# Recorded data
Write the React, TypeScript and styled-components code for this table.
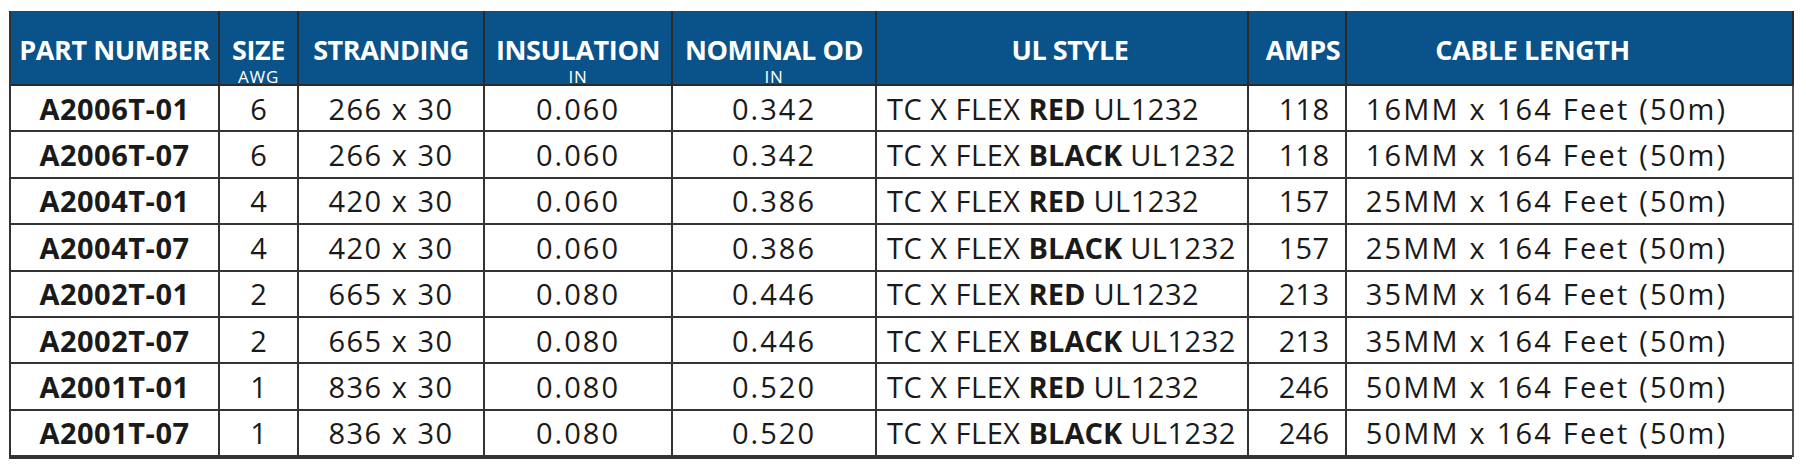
import { FC } from 'react'
import styled, { createGlobalStyle } from 'styled-components'

type Row = {
    part: string
    size: string
    stranding: string
    insulation: string
    od: string
    color: string
    amps: string
    length: string
}

const rows: Row[] = [
    { part: 'A2006T-01', size: '6', stranding: '266 x 30', insulation: '0.060', od: '0.342', color: 'RED', amps: '118', length: '16MM x 164 Feet (50m)' },
    { part: 'A2006T-07', size: '6', stranding: '266 x 30', insulation: '0.060', od: '0.342', color: 'BLACK', amps: '118', length: '16MM x 164 Feet (50m)' },
    { part: 'A2004T-01', size: '4', stranding: '420 x 30', insulation: '0.060', od: '0.386', color: 'RED', amps: '157', length: '25MM x 164 Feet (50m)' },
    { part: 'A2004T-07', size: '4', stranding: '420 x 30', insulation: '0.060', od: '0.386', color: 'BLACK', amps: '157', length: '25MM x 164 Feet (50m)' },
    { part: 'A2002T-01', size: '2', stranding: '665 x 30', insulation: '0.080', od: '0.446', color: 'RED', amps: '213', length: '35MM x 164 Feet (50m)' },
    { part: 'A2002T-07', size: '2', stranding: '665 x 30', insulation: '0.080', od: '0.446', color: 'BLACK', amps: '213', length: '35MM x 164 Feet (50m)' },
    { part: 'A2001T-01', size: '1', stranding: '836 x 30', insulation: '0.080', od: '0.520', color: 'RED', amps: '246', length: '50MM x 164 Feet (50m)' },
    { part: 'A2001T-07', size: '1', stranding: '836 x 30', insulation: '0.080', od: '0.520', color: 'BLACK', amps: '246', length: '50MM x 164 Feet (50m)' },
]

const headers: { title: string, unit?: string, shift?: number }[] = [
    { title: 'PART NUMBER' },
    { title: 'SIZE', unit: 'AWG' },
    { title: 'STRANDING' },
    { title: 'INSULATION', unit: 'IN' },
    { title: 'NOMINAL OD', unit: 'IN' },
    { title: 'UL STYLE', shift: 16 },
    { title: 'AMPS', shift: 12 },
    { title: 'CABLE LENGTH', shift: -74 },
]

const App: FC = () => {
    return (<>
        <GlobalStyle />
        <Table>
            {
                headers.map(h =>
                    <HeadCell key={ h.title } $shift={ h.shift ?? 0 }>
                        <HeadTitle>{ h.title }</HeadTitle>
                        { h.unit && <HeadUnit>{ h.unit }</HeadUnit> }
                    </HeadCell>
                )
            }
            {
                rows.map(r => [
                    <Cell key={ r.part + 'p' } $spacing={ 0.5 }><Part>{ r.part }</Part></Cell>,
                    <Cell key={ r.part + 's' }>{ r.size }</Cell>,
                    <Cell key={ r.part + 'st' } $spacing={ 1.5 }>{ r.stranding }</Cell>,
                    <Cell key={ r.part + 'i' } $spacing={ 2 }>{ r.insulation }</Cell>,
                    <Cell key={ r.part + 'o' } $spacing={ 2 }>{ r.od }</Cell>,
                    <Cell key={ r.part + 'u' } $align="left" $spacing={ 0.5 }>TC X FLEX&nbsp;<Strong>{ r.color }</Strong>&nbsp;UL1232</Cell>,
                    <Cell key={ r.part + 'a' } $shift={ 14 } $spacing={ 0.2 }>{ r.amps }</Cell>,
                    <Cell key={ r.part + 'l' } $shift={ -46 } $spacing={ 2.2 }>{ r.length }</Cell>,
                ])
            }
        </Table>
    </>)
}

const GlobalStyle = createGlobalStyle`
  body {
    margin: 0;
    padding: 11px 0 0 9px;
    background: #fff;
    font-family: "Open Sans", "Noto Sans", sans-serif;
  }
`

const Table = styled.div`
  display: grid;
  width: 1783px;
  grid-template-columns: 209px 79px 186px 188px 204px 372px 98px 447px;
  grid-template-rows: 75px repeat(8, 46.375px);
  box-sizing: border-box;
  border-left: 2px solid #333;
  border-bottom: 2px solid #333;
`

const HeadCell = styled.div<{ $shift: number }>`
  background: #0a528a;
  color: #fff;
  display: flex;
  flex-direction: column;
  align-items: center;
  justify-content: flex-start;
  padding-top: 24px;
  padding-left: ${p => Math.max(p.$shift, 0)}px;
  padding-right: ${p => Math.max(-p.$shift, 0)}px;
  box-sizing: border-box;
  border-right: 2px solid #2a2a2a;
  border-bottom: 2px solid #2a2a2a;
  &:last-of-type { border-right-color: #8a8a8a; }
`

const HeadTitle = styled.div`
  font-weight: 700;
  font-size: 27px;
  line-height: 30px;
  letter-spacing: -0.4px;
  white-space: nowrap;
`

const HeadUnit = styled.div`
  font-size: 17px;
  line-height: 17px;
  letter-spacing: 0.8px;
  margin-top: 3px;
`

const Cell = styled.div<{ $align?: 'left' | 'center', $shift?: number, $spacing?: number }>`
  display: flex;
  align-items: center;
  justify-content: ${p => p.$align === 'left' ? 'flex-start' : 'center'};
  padding-left: ${p => p.$align === 'left' ? 10 : Math.max(p.$shift ?? 0, 0)}px;
  padding-right: ${p => Math.max(-(p.$shift ?? 0), 0)}px;
  box-sizing: border-box;
  border-right: 2px solid #333;
  border-bottom: 2px solid #333;
  font-size: 29px;
  letter-spacing: ${p => p.$spacing ?? 0}px;
  color: #1a1a1a;
  white-space: nowrap;
  &:nth-child(8n) { border-right-color: #555; }
`

const Part = styled.span`
  font-weight: 700;
`

const Strong = styled.b`
  font-weight: 700;
  letter-spacing: 0;
`

export default App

# Goal
Copy out all of the data word for word. Do not carry over any picture.

# Written response
Write the React, TypeScript and styled-components code for this table.
import { FC } from 'react'
import styled, { createGlobalStyle } from 'styled-components'

type Row = {
    part: string
    size: string
    stranding: string
    insulation: string
    od: string
    color: string
    amps: string
    length: string
}

const rows: Row[] = [
    { part: 'A2006T-01', size: '6', stranding: '266 x 30', insulation: '0.060', od: '0.342', color: 'RED', amps: '118', length: '16MM x 164 Feet (50m)' },
    { part: 'A2006T-07', size: '6', stranding: '266 x 30', insulation: '0.060', od: '0.342', color: 'BLACK', amps: '118', length: '16MM x 164 Feet (50m)' },
    { part: 'A2004T-01', size: '4', stranding: '420 x 30', insulation: '0.060', od: '0.386', color: 'RED', amps: '157', length: '25MM x 164 Feet (50m)' },
    { part: 'A2004T-07', size: '4', stranding: '420 x 30', insulation: '0.060', od: '0.386', color: 'BLACK', amps: '157', length: '25MM x 164 Feet (50m)' },
    { part: 'A2002T-01', size: '2', stranding: '665 x 30', insulation: '0.080', od: '0.446', color: 'RED', amps: '213', length: '35MM x 164 Feet (50m)' },
    { part: 'A2002T-07', size: '2', stranding: '665 x 30', insulation: '0.080', od: '0.446', color: 'BLACK', amps: '213', length: '35MM x 164 Feet (50m)' },
    { part: 'A2001T-01', size: '1', stranding: '836 x 30', insulation: '0.080', od: '0.520', color: 'RED', amps: '246', length: '50MM x 164 Feet (50m)' },
    { part: 'A2001T-07', size: '1', stranding: '836 x 30', insulation: '0.080', od: '0.520', color: 'BLACK', amps: '246', length: '50MM x 164 Feet (50m)' },
]

const headers: { title: string, unit?: string, shift?: number }[] = [
    { title: 'PART NUMBER' },
    { title: 'SIZE', unit: 'AWG' },
    { title: 'STRANDING' },
    { title: 'INSULATION', unit: 'IN' },
    { title: 'NOMINAL OD', unit: 'IN' },
    { title: 'UL STYLE', shift: 16 },
    { title: 'AMPS', shift: 12 },
    { title: 'CABLE LENGTH', shift: -74 },
]

const App: FC = () => {
    return (<>
        <GlobalStyle />
        <Table>
            {
                headers.map(h =>
                    <HeadCell key={ h.title } $shift={ h.shift ?? 0 }>
                        <HeadTitle>{ h.title }</HeadTitle>
                        { h.unit && <HeadUnit>{ h.unit }</HeadUnit> }
                    </HeadCell>
                )
            }
            {
                rows.map(r => [
                    <Cell key={ r.part + 'p' } $spacing={ 0.5 }><Part>{ r.part }</Part></Cell>,
                    <Cell key={ r.part + 's' }>{ r.size }</Cell>,
                    <Cell key={ r.part + 'st' } $spacing={ 1.5 }>{ r.stranding }</Cell>,
                    <Cell key={ r.part + 'i' } $spacing={ 2 }>{ r.insulation }</Cell>,
                    <Cell key={ r.part + 'o' } $spacing={ 2 }>{ r.od }</Cell>,
                    <Cell key={ r.part + 'u' } $align="left" $spacing={ 0.5 }>TC X FLEX&nbsp;<Strong>{ r.color }</Strong>&nbsp;UL1232</Cell>,
                    <Cell key={ r.part + 'a' } $shift={ 14 } $spacing={ 0.2 }>{ r.amps }</Cell>,
                    <Cell key={ r.part + 'l' } $shift={ -46 } $spacing={ 2.2 }>{ r.length }</Cell>,
                ])
            }
        </Table>
    </>)
}

const GlobalStyle = createGlobalStyle`
  body {
    margin: 0;
    padding: 11px 0 0 9px;
    background: #fff;
    font-family: "Open Sans", "Noto Sans", sans-serif;
  }
`

const Table = styled.div`
  display: grid;
  width: 1783px;
  grid-template-columns: 209px 79px 186px 188px 204px 372px 98px 447px;
  grid-template-rows: 75px repeat(8, 46.375px);
  box-sizing: border-box;
  border-left: 2px solid #333;
  border-bottom: 2px solid #333;
`

const HeadCell = styled.div<{ $shift: number }>`
  background: #0a528a;
  color: #fff;
  display: flex;
  flex-direction: column;
  align-items: center;
  justify-content: flex-start;
  padding-top: 24px;
  padding-left: ${p => Math.max(p.$shift, 0)}px;
  padding-right: ${p => Math.max(-p.$shift, 0)}px;
  box-sizing: border-box;
  border-right: 2px solid #2a2a2a;
  border-bottom: 2px solid #2a2a2a;
  &:last-of-type { border-right-color: #8a8a8a; }
`

const HeadTitle = styled.div`
  font-weight: 700;
  font-size: 27px;
  line-height: 30px;
  letter-spacing: -0.4px;
  white-space: nowrap;
`

const HeadUnit = styled.div`
  font-size: 17px;
  line-height: 17px;
  letter-spacing: 0.8px;
  margin-top: 3px;
`

const Cell = styled.div<{ $align?: 'left' | 'center', $shift?: number, $spacing?: number }>`
  display: flex;
  align-items: center;
  justify-content: ${p => p.$align === 'left' ? 'flex-start' : 'center'};
  padding-left: ${p => p.$align === 'left' ? 10 : Math.max(p.$shift ?? 0, 0)}px;
  padding-right: ${p => Math.max(-(p.$shift ?? 0), 0)}px;
  box-sizing: border-box;
  border-right: 2px solid #333;
  border-bottom: 2px solid #333;
  font-size: 29px;
  letter-spacing: ${p => p.$spacing ?? 0}px;
  color: #1a1a1a;
  white-space: nowrap;
  &:nth-child(8n) { border-right-color: #555; }
`

const Part = styled.span`
  font-weight: 700;
`

const Strong = styled.b`
  font-weight: 700;
  letter-spacing: 0;
`

export default App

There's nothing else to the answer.